Afterwards we met Sokol and he took us for a drive past the checkpoint where Italian troops are stationed to protect the Pec monastery and up into the mountains surrounding Peja, through astonishing cliffs with trees and waterfalls springing from their sides. There’s a little restaurant on a fork of the road that cuts through the mountains to Montenegro, where half of the city was sent when they were deported during the war. Most of the town was set on fire, and Sokol and his family were also deported. Later we went to his studio, which still has some personalized graffiti written by the Serb paramilitary on one wall, including a personalized greeting to Sokol from some of the blocks in New Belgrade. He showed us some of his work from before and after the war, poetic projects that in different ways respond to the incredible brutality of what had happened, expressions of despair and hope, criticism and paradox. In the remnants of the old town, we drank wine in what he described as a jazz bar playing various contemporary African American music. A few of their friends were there, one a security guard at the local UNMIK headquarters, the other a guy working with UNMIK to sell off state-owned businesses. I described what it was like in New York after the World Trade Center was attacked, which many people still ask about. I told them about Union Square, where people went to post pictures of their friends and family and light candles, and Erzen said “we were lighting candles too.”
The next morning, we had coffee on the terrace in front of the hotel, and I went to look for the local UNMIK headquarters, which as it turned out was just across the street. They were unhelpful as usual. Afterwards I called Sokol, and we went to meet his father, an architect who spent a decade teaching the theory of space in Belgrade. He showed us some of his work and talked about the way that architecture had been used as a political tool during the Milosevic era to assert Serbian claims to the territory. In some cases he said that they had sponsored church building projects where there wasn’t enough of a Serbian community to support them. I had scheduled a meeting with Major Fabio Iannello, an Italian KFOR officer who had offered to give us a tour of protected Serbian churches and historic sites, so we took a taxi to the Italian camp outside of Peja. As it turned out, there had been some misunderstanding and Iannello was actually stationed at the base in Pristina, but he arranged permissions for us in the monasteries at Pec and Decani. We had the driver drop us off at the checkpoint in front of the Pec monastery, and after the soldiers took our passport to be checked, we walked down the road below the cliffs to the church. More officers were stationed outside, and one of them walked us inside and knocked on the door. A nun greeted me and walked me across the interior courtyard to the church, a 13th century structure stuffed with frescos, icons and sarcophagi from the 14th to the 20th century. Pec hadn’t been attacked during the riots in March, when a lot of Serbian homes and churches were destroyed in the region. I bought a few candles and postcards and a book about the monastery and then lit the candles, and as we were walking out of the church the nun offered me some coffee. I sat down on a bench next to the fountain in front of the living area, and she brought out a plate of almond cakes, juice made from drvaci berries and two cups of Turkish coffee. I asked her name and she said “my name is not important, I am just a novice and the youngest one here.” Later she brought a carafe of slivovitsa for us to taste and we bought two large bottles.

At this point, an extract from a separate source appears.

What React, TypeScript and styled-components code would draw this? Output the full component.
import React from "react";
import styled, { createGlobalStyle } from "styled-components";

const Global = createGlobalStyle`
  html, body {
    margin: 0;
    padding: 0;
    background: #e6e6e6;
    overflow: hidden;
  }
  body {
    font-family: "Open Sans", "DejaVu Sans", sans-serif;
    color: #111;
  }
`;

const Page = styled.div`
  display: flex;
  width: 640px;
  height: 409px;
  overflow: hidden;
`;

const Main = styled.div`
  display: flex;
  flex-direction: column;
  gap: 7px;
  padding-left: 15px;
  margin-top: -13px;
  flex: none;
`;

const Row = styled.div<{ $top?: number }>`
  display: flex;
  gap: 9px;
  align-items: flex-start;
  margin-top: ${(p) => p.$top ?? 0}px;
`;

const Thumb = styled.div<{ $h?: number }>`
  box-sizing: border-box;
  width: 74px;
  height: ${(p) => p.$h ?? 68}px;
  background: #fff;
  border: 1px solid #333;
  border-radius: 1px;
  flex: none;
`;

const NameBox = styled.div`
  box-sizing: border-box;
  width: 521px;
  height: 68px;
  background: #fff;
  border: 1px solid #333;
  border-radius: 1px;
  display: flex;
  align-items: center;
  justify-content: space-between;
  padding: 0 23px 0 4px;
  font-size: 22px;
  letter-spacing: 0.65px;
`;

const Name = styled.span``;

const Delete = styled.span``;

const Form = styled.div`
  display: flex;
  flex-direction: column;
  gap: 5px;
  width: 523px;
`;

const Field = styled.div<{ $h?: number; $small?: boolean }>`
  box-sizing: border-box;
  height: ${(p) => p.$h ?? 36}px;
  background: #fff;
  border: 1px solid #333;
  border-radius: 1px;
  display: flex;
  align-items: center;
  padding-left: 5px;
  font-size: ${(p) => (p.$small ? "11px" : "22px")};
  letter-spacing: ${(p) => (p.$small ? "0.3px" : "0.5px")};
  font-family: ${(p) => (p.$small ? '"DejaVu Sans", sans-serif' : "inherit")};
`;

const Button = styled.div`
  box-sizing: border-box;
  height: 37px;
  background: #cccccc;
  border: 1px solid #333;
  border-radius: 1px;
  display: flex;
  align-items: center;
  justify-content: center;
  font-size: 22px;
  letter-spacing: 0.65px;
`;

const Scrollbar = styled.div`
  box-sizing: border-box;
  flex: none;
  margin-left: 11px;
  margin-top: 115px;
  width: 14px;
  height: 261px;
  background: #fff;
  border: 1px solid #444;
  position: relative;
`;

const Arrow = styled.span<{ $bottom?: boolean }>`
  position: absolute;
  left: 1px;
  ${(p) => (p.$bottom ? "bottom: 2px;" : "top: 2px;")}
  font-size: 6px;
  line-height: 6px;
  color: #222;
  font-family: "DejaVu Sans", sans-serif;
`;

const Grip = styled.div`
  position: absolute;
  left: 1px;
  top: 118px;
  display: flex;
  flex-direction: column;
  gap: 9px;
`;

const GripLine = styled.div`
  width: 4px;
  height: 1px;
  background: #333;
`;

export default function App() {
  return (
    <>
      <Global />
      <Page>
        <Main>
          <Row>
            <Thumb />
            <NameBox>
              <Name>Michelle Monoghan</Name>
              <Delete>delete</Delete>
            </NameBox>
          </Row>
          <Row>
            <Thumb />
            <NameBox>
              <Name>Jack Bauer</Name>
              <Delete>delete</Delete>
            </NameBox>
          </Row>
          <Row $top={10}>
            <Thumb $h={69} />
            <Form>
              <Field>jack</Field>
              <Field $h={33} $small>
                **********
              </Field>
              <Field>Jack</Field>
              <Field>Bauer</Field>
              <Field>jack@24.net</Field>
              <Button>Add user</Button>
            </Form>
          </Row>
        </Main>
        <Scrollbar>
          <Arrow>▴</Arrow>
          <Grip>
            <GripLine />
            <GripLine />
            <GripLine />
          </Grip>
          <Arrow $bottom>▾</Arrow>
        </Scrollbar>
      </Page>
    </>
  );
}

We were already running late for our meeting later that day in Prizren, but I wasn’t able to get through to Baki Svirka—the telephone works rather sporadically in Kosovo—so we walked back to the edge of Peja and got a taxi to Decani for 12 Euros. At the checkpoint outside the Decani monastery, the officer in charge took our passports and called up a humvee to drive us up the road to the church. At the entrance to the living quarters, a young monk dressed in a black robe met me and walked me to the church. Decani is in very good condition and has all of the original frescoes from the 14th century in tact, although they are very faded and in need of restoration. I bought three candles there and lit them, and also a little ceramic box with incense inside and a reproduction of the Virgin Mary to give to Carlo and Laura. I had tried to arrange a meeting with Father Sava the previous evening, but we hadn’t been able to make it in time, and now a monk named Ksenofont came out and said that the Father wasn’t feeling well and wouldn’t be able to see me. I talked with him for a while about their situation—he had strong feelings and was slightly defensive when I asked about the relationship between the church and the nationalist leaders in Serbia. About the riots in March he told me, “We’re very well protected by the Italian troops. There were some mortars fired from the town, but they just fell in the hills.”

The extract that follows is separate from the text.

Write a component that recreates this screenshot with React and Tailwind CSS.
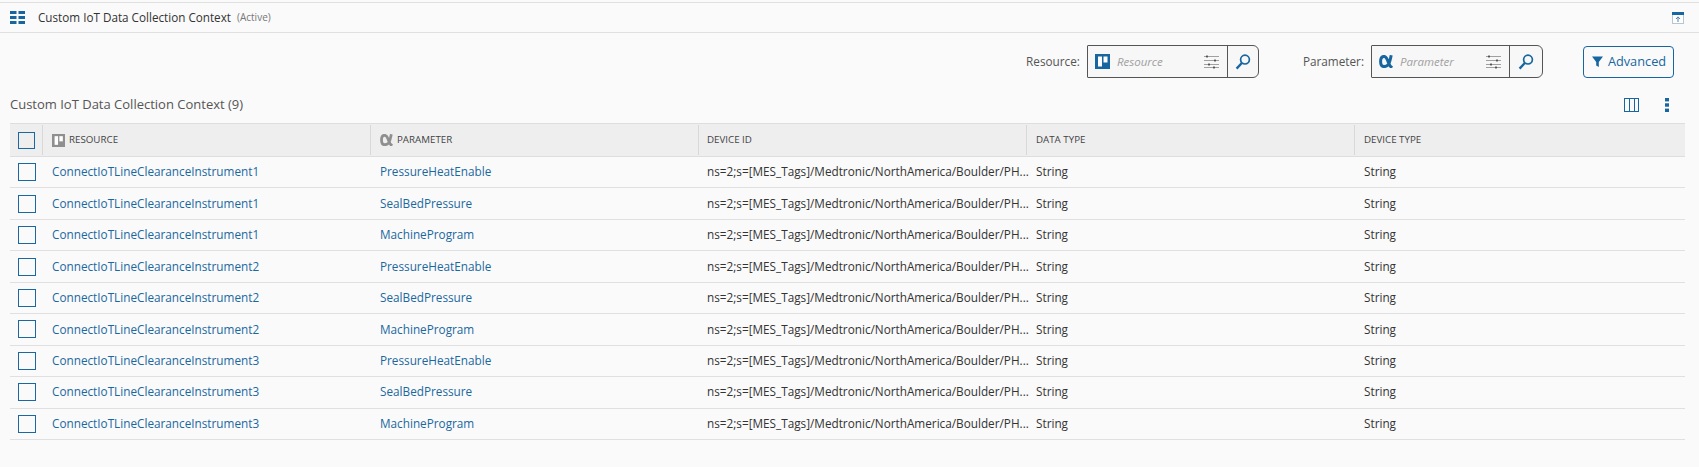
import React from "react";

const LINK = "text-[#1a689f]";
const cols = "grid grid-cols-[33px_328px_328px_328px_328px_330px]";
const DEVICE = "ns=2;s=[MES_Tags]/Medtronic/NorthAmerica/Boulder/PH...";

const rows = [
  ["ConnectIoTLineClearanceInstrument1", "PressureHeatEnable"],
  ["ConnectIoTLineClearanceInstrument1", "SealBedPressure"],
  ["ConnectIoTLineClearanceInstrument1", "MachineProgram"],
  ["ConnectIoTLineClearanceInstrument2", "PressureHeatEnable"],
  ["ConnectIoTLineClearanceInstrument2", "SealBedPressure"],
  ["ConnectIoTLineClearanceInstrument2", "MachineProgram"],
  ["ConnectIoTLineClearanceInstrument3", "PressureHeatEnable"],
  ["ConnectIoTLineClearanceInstrument3", "SealBedPressure"],
  ["ConnectIoTLineClearanceInstrument3", "MachineProgram"],
];

function ResourceIcon({ color, size = 15 }) {
  return (
    <svg width={size} height={size} viewBox="0 0 15 15" className="shrink-0">
      <rect width="15" height="15" fill={color} />
      <rect x="3" y="2.5" width="4" height="10" fill="#fff" />
      <rect x="8.5" y="2.5" width="4" height="6" fill="#fff" />
    </svg>
  );
}

function AlphaIcon({ color, w = 14, h = 13 }) {
  return (
    <svg width={w} height={h} viewBox="0 0 14 13" className="shrink-0" fill="none">
      <path d="M12.2 0.2 C11.4 4.5 10.4 7.8 9.4 9.4 C8.2 11.2 6.8 11.6 5 11.6 C2.8 11.6 1.6 9.4 1.6 6.5 C1.6 3.4 2.8 1.4 5 1.4 C7.4 1.4 8.2 3.8 9.2 7 C10 9.6 10.8 11.4 13.2 12.8" stroke={color} strokeWidth="3" />
    </svg>
  );
}

function Sliders() {
  return (
    <svg width="15" height="14" viewBox="0 0 15 14" className="shrink-0" fill="none">
      <path d="M0 1.5H15M0 5.5H15M0 9.5H15M0 12.5H15" stroke="#a0a0a0" />
      <path d="M3 0.5V2.5M11 4.5V6.5M5 8.5V10.5M10 11.5V13.5" stroke="#333" strokeWidth="1.4" />
    </svg>
  );
}

function Search() {
  return (
    <svg width="16" height="16" viewBox="0 0 16 16" fill="none" stroke="#17669f" className="shrink-0">
      <circle cx="10" cy="5.6" r="4.4" strokeWidth="1.7" />
      <path d="M6.8 9L1.6 14.6" strokeWidth="2.3" />
    </svg>
  );
}

function Picker({ label, placeholder, icon, boxW, inputW }) {
  return (
    <div className="flex items-center">
      <span className="text-[11.75px] text-[#555] mr-[7px]">{label}</span>
      <div className={`flex h-[33px] border border-[#555] rounded-r-[6px] rounded-l-[1px] bg-[#f7f7f7] ${boxW}`}>
        <div className={`flex items-center pl-[7px] pr-[8px] border-r border-[#555] ${inputW}`}>
          {icon}
          <span className="ml-[7px] flex-1 text-[11.5px] italic text-[#a0a0a0]">{placeholder}</span>
          <Sliders />
        </div>
        <div className="flex-1 flex items-center justify-center">
          <Search />
        </div>
      </div>
    </div>
  );
}

function HeadCell({ icon, children, last, pad = "pl-[9px]" }) {
  return (
    <div className={`flex items-center gap-[4px] ${pad} text-[9.75px] text-[#444] uppercase ${last ? "" : "border-r border-[#d8d8d8] my-[1px]"}`}>
      {icon}
      <span>{children}</span>
    </div>
  );
}

export default function App() {
  return (
    <div className="min-h-[467px] bg-[#fafafa] pt-[2px] text-[11.75px] text-[#333] [font-family:'Open_Sans',sans-serif]">
      <header className="flex items-center h-[31px] border-y-[1px] border-[#e0e0e0] pl-[10px] pr-[15px]">
        <svg width="15" height="13" viewBox="0 0 15 13" fill="#17669f" className="shrink-0">
          <rect x="0" y="0" width="6.5" height="3" />
          <rect x="8.5" y="0" width="6.5" height="3" />
          <rect x="0" y="5" width="6.5" height="3" />
          <rect x="8.5" y="5" width="6.5" height="3" />
          <rect x="0" y="10" width="6.5" height="3" />
          <rect x="8.5" y="10" width="6.5" height="3" />
        </svg>
        <span className="ml-[13px] text-[11.7px] text-[#333]">Custom IoT Data Collection Context</span>
        <span className="ml-[6px] text-[10px] text-[#777]">(Active)</span>
        <svg width="12" height="12" viewBox="0 0 12 12" className="ml-auto shrink-0">
          <rect x="0.5" y="0.5" width="11" height="11" fill="#fff" stroke="#b5c6d4" />
          <rect x="0" y="0" width="12" height="3" fill="#17669f" />
          <path d="M6 10V5M4 7L6 4.8L8 7" stroke="#5b7fa8" fill="none" />
        </svg>
      </header>

      <div className="flex items-center justify-end h-[33px] mt-[12px] pr-[25px]">
        <Picker label="Resource:" placeholder="Resource" boxW="w-[172px]" inputW="w-[140px]" icon={<ResourceIcon color="#17669f" />} />
        <div className="w-[44px]" />
        <Picker label="Parameter:" placeholder="Parameter" boxW="w-[172px]" inputW="w-[138px]" icon={<AlphaIcon color="#17669f" />} />
        <div className="w-[40px]" />
        <button className="flex items-center justify-center w-[91px] h-[32px] border border-[#17669f] rounded-[4px] text-[12.75px] text-[#17669f]">
          <svg width="11" height="11" viewBox="0 0 11 11" fill="#17669f" className="mr-[5px] ml-[1px]">
            <path d="M0 0.5H11L6.8 6V11L4.2 9.5V6Z" />
          </svg>
          Advanced
        </button>
      </div>

      <div className="flex items-center justify-between h-[29px] mt-[12px] mb-[4px] pl-[10px] pr-[30px]">
        <span className="text-[13px] text-[#555]">Custom IoT Data Collection Context (9)</span>
        <div className="flex items-center gap-[26px]">
          <svg width="15" height="14" viewBox="0 0 15 14" fill="none" stroke="#17669f">
            <rect x="0.5" y="0.5" width="14" height="13" />
            <path d="M5.5 0V14M10.5 0V14" />
          </svg>
          <svg width="4" height="14" viewBox="0 0 4 14" fill="#17669f">
            <rect x="0" y="0" width="4" height="3.4" />
            <rect x="0" y="5.3" width="4" height="3.4" />
            <rect x="0" y="10.6" width="4" height="3.4" />
          </svg>
        </div>
      </div>

      <div className="mx-[10px] w-[1675px]">
        <div className={`${cols} h-[34px] bg-[#eeeeee] border-y border-[#dedede]`}>
          <div className="flex items-center pl-[8px] border-r border-[#d8d8d8] my-[1px]">
            <div className="w-[17px] h-[17px] border border-[#1a689f]" />
          </div>
          <HeadCell icon={<ResourceIcon color="#8f8f8f" size={13} />}>Resource</HeadCell>
          <HeadCell icon={<AlphaIcon color="#8f8f8f" w={13} h={12} />}>Parameter</HeadCell>
          <HeadCell pad="pl-[8px]">Device ID</HeadCell>
          <HeadCell>Data Type</HeadCell>
          <HeadCell last>Device Type</HeadCell>
        </div>
        {rows.map(([res, par], i) => (
          <div key={i} className={`${cols} h-[31.44px] border-b border-[#e0e0e0] items-center`}>
            <div className="pl-[8px] flex items-center">
              <div className="w-[18px] h-[18px] border border-[#1a689f]" />
            </div>
            <div className={`pl-[9px] ${LINK}`}>{res}</div>
            <div className={`pl-[9px] ${LINK}`}>{par}</div>
            <div className="pl-[8px] whitespace-nowrap text-[#333]">{DEVICE}</div>
            <div className="pl-[9px] text-[#333]">String</div>
            <div className="pl-[9px] text-[#333]">String</div>
          </div>
        ))}
      </div>
    </div>
  );
}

At around 6 we caught a bus from Decani to Prizren and arrived around 7. By the time we arrived at the Prizren League memorial, Baki had already left, so we got a room at the Hotel Tirana nearby and after a little rest went for a walk around the town to spec out sites for the next day. Prizren is situated in a valley surrounded by the mountains bordering Albania, and the town stretches along the banks of the river, with bridges every few hundred yards between the two sides, including an old stone footbridge arched in the traditional Ottoman manner. The hillside is filled with buildings torched during the March violence—the entire Serb district, which in any case was mostly abandoned in 1999, when Albanians effectively gained control. Several historic buildings were also destroyed, including an Orthodox church, and at the top of the hillside the soldiers were using the ruins of a church that was supposedly burned at the turn of the 20th century as a sentry and a campsite. KFOR had watched impotently as the mob burned the Serb district. According to the German soldier who toured us around the city in a humvee the next morning, there were some thousand people in the streets and it would have been a massacre if they had tried to stop them. Presumably they weren’t equipped for this kind of civil police action or they would certainly have had tear gas on hand.

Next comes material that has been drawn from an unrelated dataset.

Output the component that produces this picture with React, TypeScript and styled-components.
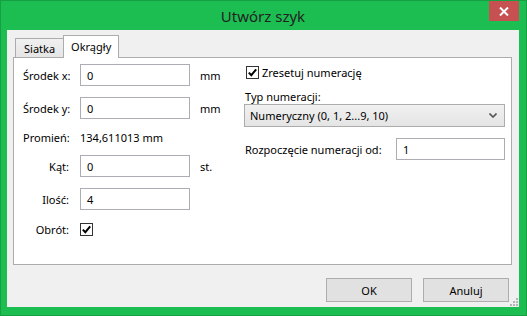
import React from 'react'
import styled, { createGlobalStyle } from 'styled-components'

const GlobalStyle = createGlobalStyle`
  html, body {
    margin: 0;
    padding: 0;
    background: #ffffff;
  }
  body {
    font-family: "Noto Sans", "Open Sans", sans-serif;
    font-size: 11px;
    color: #000;
  }
`

const Window = styled.div`
  width: 527px;
  height: 316px;
  box-sizing: border-box;
  background: #1cbe52;
  border: 1px solid #14a043;
  padding: 0 7px 8px 6px;
  display: flex;
  flex-direction: column;
`

const TitleBar = styled.div`
  height: 29px;
  display: grid;
  grid-template-columns: 1fr auto 1fr;
`

const Title = styled.div`
  grid-column: 2;
  align-self: center;
  font-size: 15px;
  color: #222;
  padding-top: 1px;
`

const CloseButton = styled.div`
  grid-column: 3;
  justify-self: end;
  width: 30px;
  height: 20px;
  background: #c75050;
  display: flex;
  align-items: center;
  justify-content: center;
`

const Client = styled.div`
  position: relative;
  flex: 1;
  background: #f0f0f0;
  padding: 6px 7px 5px 6px;
  display: flex;
  flex-direction: column;
`

const TabStrip = styled.div`
  height: 22px;
  display: flex;
  align-items: flex-end;
  padding-left: 2px;
  position: relative;
  z-index: 1;
  margin-bottom: -1px;
`

const Tab = styled.div<{ $active?: boolean }>`
  box-sizing: border-box;
  height: ${p => (p.$active ? '23px' : '20px')};
  padding: ${p => (p.$active ? '3px 7px 0 7px' : '2px 8px 0 8px')};
  border: 1px solid #acacac;
  border-bottom: ${p => (p.$active ? 'none' : '1px solid #acacac')};
  border-right: ${p => (p.$active ? '1px solid #acacac' : 'none')};
  background: ${p => (p.$active ? '#fff' : 'linear-gradient(#f0f0f0, #e5e5e5)')};
  font-size: 11px;
`

const Panel = styled.div`
  height: 208px;
  box-sizing: border-box;
  background: #fff;
  border: 1px solid #acacac;
  padding: 6px 6px 0 9px;
  display: flex;
`

const LeftForm = styled.div`
  display: grid;
  grid-template-columns: 46px 110px auto;
  grid-template-rows: 22px 22px 14px 22px 22px 16px;
  row-gap: 11px;
  column-gap: 11px;
  align-items: center;
  align-content: start;
`

const Label = styled.div`
  text-align: right;
  white-space: nowrap;
`

const Value = styled.div`
  grid-column: 2 / span 2;
  white-space: nowrap;
`

const Unit = styled.div`
  margin-left: -1px;
`

const TextBox = styled.div<{ $width?: number }>`
  box-sizing: border-box;
  width: ${p => (p.$width ? `${p.$width}px` : '100%')};
  height: 22px;
  border: 1px solid #abadb3;
  background: #fff;
  padding: 0 6px;
  display: flex;
  align-items: center;
`

const CheckBox = styled.div`
  box-sizing: border-box;
  width: 13px;
  height: 13px;
  border: 1px solid #333;
  background: #fff;
  display: flex;
  align-items: center;
  justify-content: center;
`

const RightForm = styled.div`
  margin-left: auto;
  width: 261px;
  padding-top: 1px;
  display: flex;
  flex-direction: column;
`

const CheckRow = styled.div`
  height: 14px;
  display: flex;
  align-items: center;
  gap: 3px;
  padding-left: 2px;
`

const Caption = styled.div`
  margin-top: 11px;
  line-height: 14px;
  padding-left: 1px;
`

const Select = styled.div`
  box-sizing: border-box;
  height: 23px;
  border: 1px solid #acacac;
  background: linear-gradient(#f0f0f0, #e5e5e5);
  padding: 0 7px 0 5px;
  display: flex;
  align-items: center;
  justify-content: space-between;
`

const StartRow = styled.div`
  margin-top: 11px;
  display: flex;
  align-items: center;
  justify-content: space-between;
  padding-left: 1px;
`

const ButtonRow = styled.div`
  margin-top: auto;
  display: flex;
  justify-content: flex-end;
  gap: 11px;
  padding-right: 3px;
`

const Button = styled.div`
  box-sizing: border-box;
  width: 86px;
  height: 24px;
  border: 1px solid #adadad;
  background: #e1e1e1;
  display: flex;
  align-items: center;
  justify-content: center;
`

const Grip = styled.svg`
  position: absolute;
  right: 1px;
  bottom: 1px;
`

const Check = () => (
  <svg width="9" height="9" viewBox="0 0 9 9">
    <path d="M0.8 4.6 L3.3 7.2 L8.2 1.3" fill="none" stroke="#000" strokeWidth="2" />
  </svg>
)

export default function App() {
  return (
    <>
      <GlobalStyle />
      <Window>
        <TitleBar>
          <Title>Utwórz szyk</Title>
          <CloseButton>
            <svg width="10" height="9" viewBox="0 0 10 9">
              <path d="M1 0.5 L9 8.5 M9 0.5 L1 8.5" stroke="#fff" strokeWidth="2" />
            </svg>
          </CloseButton>
        </TitleBar>
        <Client>
          <TabStrip>
            <Tab>Siatka</Tab>
            <Tab $active>Okrągły</Tab>
          </TabStrip>
          <Panel>
            <LeftForm>
              <Label>Środek x:</Label>
              <TextBox>0</TextBox>
              <Unit>mm</Unit>

              <Label>Środek y:</Label>
              <TextBox>0</TextBox>
              <Unit>mm</Unit>

              <Label>Promień:</Label>
              <Value>134,611013 mm</Value>

              <Label>Kąt:</Label>
              <TextBox>0</TextBox>
              <Unit>st.</Unit>

              <Label>Ilość:</Label>
              <TextBox>4</TextBox>
              <span />

              <Label>Obrót:</Label>
              <CheckBox>
                <Check />
              </CheckBox>
            </LeftForm>
            <RightForm>
              <CheckRow>
                <CheckBox>
                  <Check />
                </CheckBox>
                Zresetuj numerację
              </CheckRow>
              <Caption>Typ numeracji:</Caption>
              <Select>
                <span>Numeryczny (0, 1, 2...9, 10)</span>
                <svg width="8" height="5" viewBox="0 0 8 5">
                  <path d="M0.5 0.5 L4 4 L7.5 0.5" fill="none" stroke="#555" strokeWidth="1.6" />
                </svg>
              </Select>
              <StartRow>
                <span>Rozpoczęcie numeracji od:</span>
                <TextBox $width={109}>1</TextBox>
              </StartRow>
            </RightForm>
          </Panel>
          <ButtonRow>
            <Button>OK</Button>
            <Button>Anuluj</Button>
          </ButtonRow>
          <Grip width="8" height="8" viewBox="0 0 8 8">
            <g fill="#b5b5b5">
              <rect x="6" y="0" width="2" height="2" />
              <rect x="3" y="3" width="2" height="2" />
              <rect x="6" y="3" width="2" height="2" />
              <rect x="0" y="6" width="2" height="2" />
              <rect x="3" y="6" width="2" height="2" />
              <rect x="6" y="6" width="2" height="2" />
            </g>
          </Grip>
        </Client>
      </Window>
    </>
  )
}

After a late lunch of lamb kebabs and shopska salad, I decided to try to check out the German camp on the outskirts of the city. Supposedly there were about 50 Serbs being sheltered there, the last remnants of the Serb presence in the town, mostly older people. It was Friday, and by the time we got there the press officer had left for the weekend. I had heard that there was a Serb village of 600 called Novak around 30 kilometers away--rebuilt by the Germans after being destroyed in March--but the taxi driver wanted to charge 15 Euros and by then it was nearly time to pack for the 8 PM bus back to Belgrade. We stopped at a café by the river near the old Ottoman footbridge where they were playing a pretty rocking song by a local Kosovar band from the 80s. The CD started to have tracking problems, and then it was replaced by Pink Floyd’s Another Brick in the Wall. We drank our Peja beers, paid, and headed to the Hotel Tirana to check out.